Big Data database versus traditional database
While big data and traditional databases have many differences, we’ll focus on five general characteristics and factors and how they differ in each of these aspects.
1. Flexibility
Traditional databases are designed based on a fixed schema, which is static in nature. This means they can only work with limited structured data types, usually those that fit seamlessly into tables or relational databases.
This can be limiting since most data that you will work with is unstructured.
A wide variety of unstructured data, such as images, videos, geolocation data, documents, web content housed in your Content Management Software (CMS), and other types, need more advanced ways for storing and processing the information properly.
Most traditional databases cannot these handle alone (especially high volume unstructured data).
In contrast, big data databases work using a dynamic schema, including both structured and unstructured data. The schema is only applied when the data (which is stored in raw form) is accessed.
In big data analytics, data sets coming from various sources are attached. Functions are then conducted, including information cleansing, storing, indexing, distributing, searching, visualizing, accessing, analyzing, and transforming.
2. Data architecture and volume
Traditional databases work better when the data volume, which is the amount of data the database system stores and processes, is low (ideally with the maximum capacity in gigabytes).
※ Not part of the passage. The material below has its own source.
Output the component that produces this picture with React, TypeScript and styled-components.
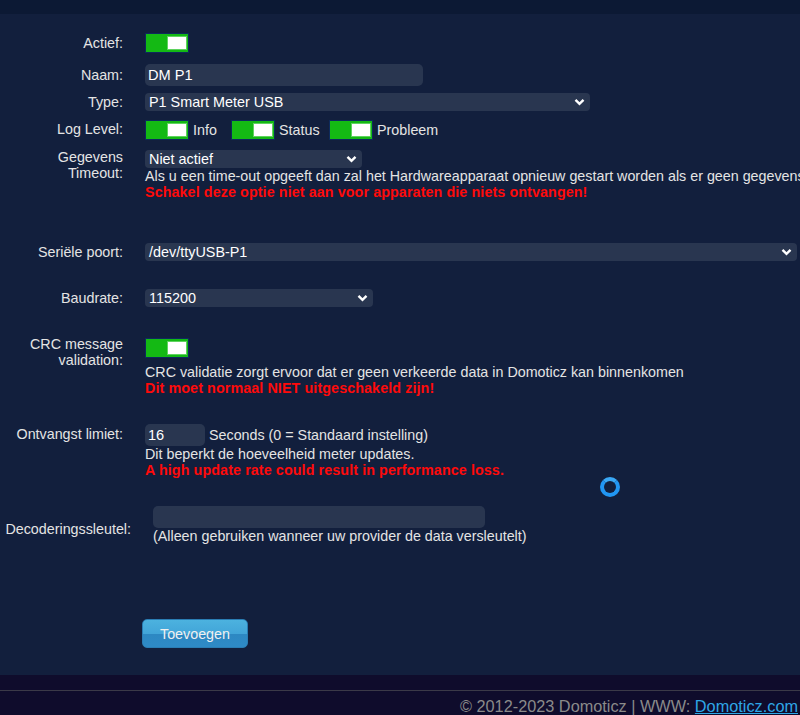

Data size bigger than gigabytes such as terabytes and petabytes could lead to the database system failing to provide results efficiently or even accurately.
On the other hand, big data databases are designed to handle massive data volumes — from customer engagement to shopping behavior information.
For instance, Hadoop, while not technically a database but an open-source software framework that allows storing data and running applications on commodity hardware clusters used in big data, offers large storage capacity for any type of data.
It also offers massive processing power and can manage essentially limitless simultaneous tasks, allowing for more seamless data handling.
The architecture for traditional and big data database systems also varies.
Most traditional databases have Atomicity, Consistency, Isolation, and Durability (ACID), responsible for ensuring and maintaining data integrity. These also ensure they are maintained accurately during transactions that occur within the database system.
A big data database system, such as the Hadoop example, consists of a few core components, including a distributed file system for processing large-size data. It also includes a Hadoop yarn used for computing and managing multiple computer clusters.
3. Data variety and throughput
Generally, the data variety is the means and process through which data is processed within the database system. It can be semi-structured, structured, and unstructured.
Database systems designed for big data can store and process all types of data, such as information from modern customer service software, regardless of the processing method it went through.
However, a traditional database can only manage limited types of unstructured data.
A traditional and big data database can also vary in throughput or the total data volume processed within a specific period to ensure maximum output.
Traditional database systems usually can’t reach a high throughput rate due to their data variety and volume processing limitations, whereas big data databases can quickly achieve this.
4. Scalability of analytics infrastructure
If your data workloads are predictable and constant, the better option would be a traditional database.
This could also work great for low dataset volumes for small companies who want to use a database system that can be used with marketing analytics software and related tools for digital marketing.
However, to address increasing data demands as your information and company grow, leveraging a big data database with a scalable infrastructure is the better choice.
Some big databases include features that spin virtual servers up or down in minutes, which can better accommodate irregular workloads, allowing for flexible scalability.
5. Data analysis speed
Big data databases and software frameworks designed to handle big data can process large distributed information that addresses each file within the database, which can take time.
If your task doesn’t require fast performance, a big database or software framework that can manage big data is ideal.
Tasks such as scanning historical data, running end-of-day (EoD) reports for daily transaction reviews, including purchasing articles online for your content marketing efforts, and other related jobs, are better off with big data databases.
However, if you rely on time-sensitive analysis, a traditional database is a better option. This can be one of the brilliant analytics tips for tracking social media posts where real-time analysis is crucial.
Traditional databases are well equipped to analyze smaller data sets in near-real or real-time, which is ideal if you prefer faster data processing and analyses.
Final thoughts
60.48% use an SQL database while 39.52% use a NoSQL database, but in the end, the right database for you should be based on your needs.
Both big data and traditional database systems have their pros and cons, depending on your requirements, so weigh carefully and choose the best fitting one for you.
While this post is by no means a comprehensive guide, it does give you a top-level view of the general differences between big data and traditional databases.